What’s up with the urban cowboy thing? A little of it came from my personal style of being a little bit rustic. Then I guess it was—so many people do these kind of CG, appropriation-heavy covers, which I do like, but I wanted mine to be a little bit unique. So many producers are scared to put their face on their records. People want personality, and they want to see who they’re a fan of.

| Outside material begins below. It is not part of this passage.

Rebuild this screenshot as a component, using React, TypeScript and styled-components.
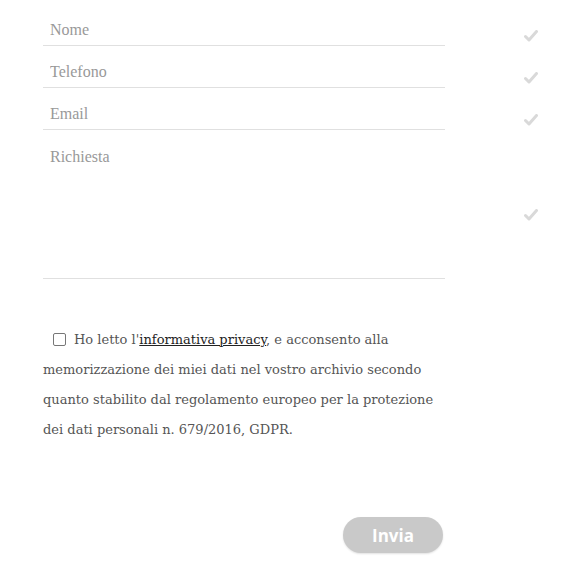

Pitchfork’s review of the EP linked you to this internet community of producers. Is that a meaningful thing for you? I don’t want to be too negative, but I will say that people spend a little too much time focusing on trying to invent these imaginary scenes and micro-genres and trends instead of taking the music a little more at face value. I totally understand the internet artist thing because I would not exist without the internet. I would be in a bad garage rock band. But I think if they came to New York and came to the parties that we do every single week they would see that the music doesn’t have its roots in just this Soundcloud world. It’s about taking all that music that we have access to that is provided by the internet and then playing it on a sound system. It’s not that me or any of the artists who are into this poly-genre pollination stuff don’t want to take house music out of the clubs and put it on the internet, it’s that we were given house music by the internet, and now we want to take it and put it back in the clubs.